Ethical consumption is the choice to consume in ways that further justice and wellbeing for all people. It involves:

1. Developing a generous lifestyle

While over one billion of our fellow human beings live in extreme poverty, unable to meet their most basic needs, another billion of us live with affluence, immersed in consumer cultures that encourage us to practise greed. Ethical consumption recognises that everyone has the right to consume what they need to sustain life as God intends. For those of us who are affluent, this means consuming less in order that we may share more (1 John 3:16-18; 1 Timothy 6:17-19; Matthew 25:31-46)

2. Developing a just lifestyle

Many of the products we buy are made by workers in the developing world. In many instances these workers experience unsafe working conditions, abusive employers and are paid poverty level wages. Some goods are made using child labour and some are even manufactured using forced labour.

The Bible insists that workers are not to be exploited but treated with dignity, have time to enjoy life in their communities, and receive a wage that enables them to meet their needs (eg Deuteronomy 5:12-15; 1 Corinthians 9:3-10; James 5:1-5). Ethical consumption means, wherever we can, buying products where workers have been treated fairly.

3. Developing an environmentally sustainable lifestyle.

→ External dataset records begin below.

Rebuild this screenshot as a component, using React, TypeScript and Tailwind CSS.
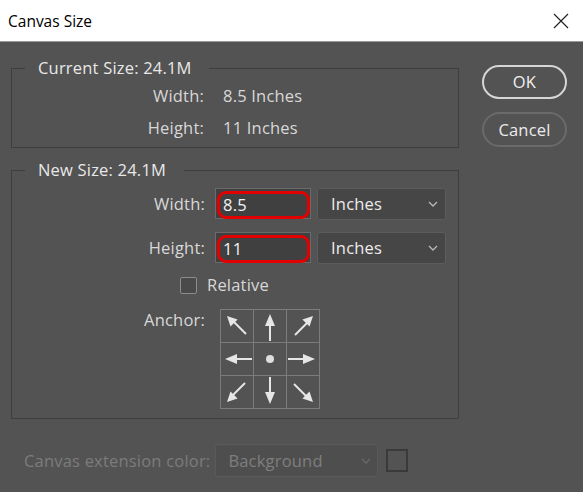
import React from "react";

const font = { fontFamily: '"Open Sans", "Liberation Sans", sans-serif' };

function Chevron({ dim = false }: { dim?: boolean }) {
  return (
    <svg width="10" height="6" viewBox="0 0 10 6" aria-hidden="true">
      <path
        d="M1 1l4 4 4-4"
        fill="none"
        stroke={dim ? "#6a6a6a" : "#b8b8b8"}
        strokeWidth="1.3"
      />
    </svg>
  );
}

// one arrow cell of the anchor grid; 0 = up, straight ones rotate from there
function StraightArrow({ rot }: { rot: number }) {
  return (
    <svg width="32" height="32" viewBox="0 0 32 32" aria-hidden="true">
      <g transform={`rotate(${rot} 16 16)`}>
        <line x1="16" y1="31" x2="16" y2="14" stroke="#e6e6e6" strokeWidth="2" />
        <polygon points="16,4 11,16 21,16" fill="#e6e6e6" />
      </g>
    </svg>
  );
}

function DiagArrow({ rot }: { rot: number }) {
  return (
    <svg width="32" height="32" viewBox="0 0 32 32" aria-hidden="true">
      <g transform={`rotate(${rot} 16 16)`}>
        <line x1="8" y1="25" x2="20" y2="13" stroke="#e6e6e6" strokeWidth="2" />
        <polygon points="26,6 22.5,16.6 15.4,9.5" fill="#e6e6e6" />
      </g>
    </svg>
  );
}

function Dot() {
  return (
    <svg width="32" height="32" viewBox="0 0 32 32" aria-hidden="true">
      <circle cx="16" cy="16" r="4" fill="#dedede" />
    </svg>
  );
}

function AnchorGrid() {
  const cells = [
    <DiagArrow rot={270} />,
    <StraightArrow rot={0} />,
    <DiagArrow rot={0} />,
    <StraightArrow rot={270} />,
    <Dot />,
    <StraightArrow rot={90} />,
    <DiagArrow rot={180} />,
    <StraightArrow rot={180} />,
    <DiagArrow rot={90} />,
  ];
  return (
    <div className="grid grid-cols-[32px_32px_32px] grid-rows-[32px_32px_32px] gap-px bg-[#7c7c7c] p-px w-fit">
      {cells.map((c, i) => (
        <div key={i} className="bg-[#535353] flex items-center justify-center">
          {c}
        </div>
      ))}
    </div>
  );
}

function SizeRow({ label, value }: { label: string; value: string }) {
  return (
    <div className="flex items-center h-[31px]">
      <span className="w-[203px] pr-[10px] text-right text-[#d8d8d8]">{label}</span>
      <div className="w-[96px] h-[31px] border border-[#6a6a6a] bg-[#404040] pt-[2px] pl-px">
        <div className="h-[28px] w-[93px] rounded-[9px] border-[3px] border-[#e30000] flex items-center pl-[3px] text-[#f2f2f2]">
          {value}
        </div>
      </div>
      <div className="ml-[6px] w-[129px] h-[32px] rounded-[3px] border border-[#5c5c5c] bg-[#464646] flex items-center justify-between pl-[13px] pr-[7px] text-[#ececec]">
        <span>Inches</span>
        <Chevron />
      </div>
    </div>
  );
}

export default function App() {
  return (
    <div
      className="w-[583px] h-[492px] overflow-hidden bg-[#535353] text-[16.5px] leading-[22px] tracking-[0.2px]"
      style={font}
    >
      {/* title bar */}
      <div className="h-[42px] bg-white border-b border-[#9a9a9a] flex items-center justify-between pl-[8px] pr-[14px]">
        <span className="text-[15.5px] tracking-normal text-black">Canvas Size</span>
        <svg width="16" height="16" viewBox="0 0 16 16" aria-hidden="true">
          <path d="M1 1l14 14M15 1L1 15" stroke="#222" strokeWidth="1.2" />
        </svg>
      </div>

      <div className="flex gap-[23px] pl-[11px] pt-[15px]">
        <div className="w-[448px] flex flex-col">
          <fieldset className="border border-[#3e3e3e]">
            <legend className="ml-[13px] pl-[13px] pr-[17px] text-[#e8e8e8]">
              Current Size: 24.1M
            </legend>
            <div className="grid grid-cols-[192px_auto] gap-x-[19px] gap-y-[8px] pt-[5px] pb-[7px] text-[#d8d8d8]">
              <span className="text-right leading-[24px]">Width:</span>
              <span className="leading-[24px]">8.5 Inches</span>
              <span className="text-right leading-[24px]">Height:</span>
              <span className="leading-[24px]">11 Inches</span>
            </div>
          </fieldset>

          <fieldset className="mt-[11px] border border-[#3e3e3e]">
            <legend className="ml-[13px] pl-[13px] pr-[18px] text-[#e8e8e8]">
              New Size: 24.1M
            </legend>
            <div className="flex flex-col gap-[13px] pt-[7px] pb-[9px]">
              <SizeRow label="Width:" value="8.5" />
              <SizeRow label="Height:" value="11" />
              <div className="flex items-center h-[18px] pl-[168px] gap-[10px] text-[#d8d8d8]">
                <span className="w-[17px] h-[17px] rounded-[2px] border border-[#8c8c8c] bg-[#4a4a4a]" />
                <span>Relative</span>
              </div>
              <div className="flex mt-[2px]">
                <span className="w-[193px] text-right text-[#d8d8d8]">Anchor:</span>
                <div className="ml-[15px]">
                  <AnchorGrid />
                </div>
              </div>
            </div>
          </fieldset>

          <div className="mt-[25px] flex items-center">
            <span className="ml-[13px] text-[#7c7c7c]">Canvas extension color:</span>
            <div className="ml-[5px] w-[163px] h-[33px] rounded-[3px] border border-[#5a5a5a] bg-[#4e4e4e] flex items-center justify-between pl-[12px] pr-[6px] text-[#7e7e7e]">
              <span>Background</span>
              <Chevron dim />
            </div>
            <span className="ml-[8px] w-[22px] h-[23px] border-2 border-[#3a3a3a] bg-[#535353]" />
          </div>
        </div>

        <div className="flex flex-col gap-[13px] mt-[8px]">
          <button
            type="button"
            className="w-[85px] h-[34px] rounded-full border-2 border-[#d6d6d6] text-[#f0f0f0]"
          >
            OK
          </button>
          <button
            type="button"
            className="w-[85px] h-[35px] rounded-full border-2 border-[#6a6a6a] text-[#ececec]"
          >
            Cancel
          </button>
        </div>
      </div>
    </div>
  );
}
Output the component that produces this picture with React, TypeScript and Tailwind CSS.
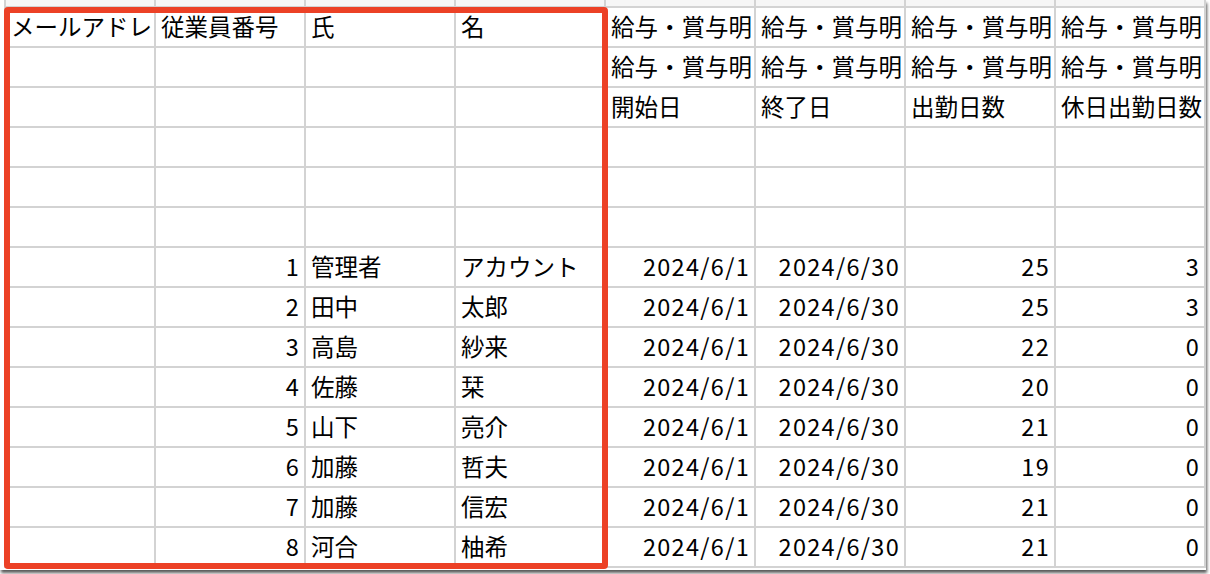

Both humans and animals depend on the proper functioning of the earth and its ecosystems (Psalm 104). Humankind has been entrusted to steward the earth in such a way that this continues to be the case (Genesis 1:26-28). The rise of a large global population, of consumerism, and of industrial processes means we are now negatively impacting the capacity of the earth to provide.  Ethical consumption means finding ways to live that are environmentally sustainable.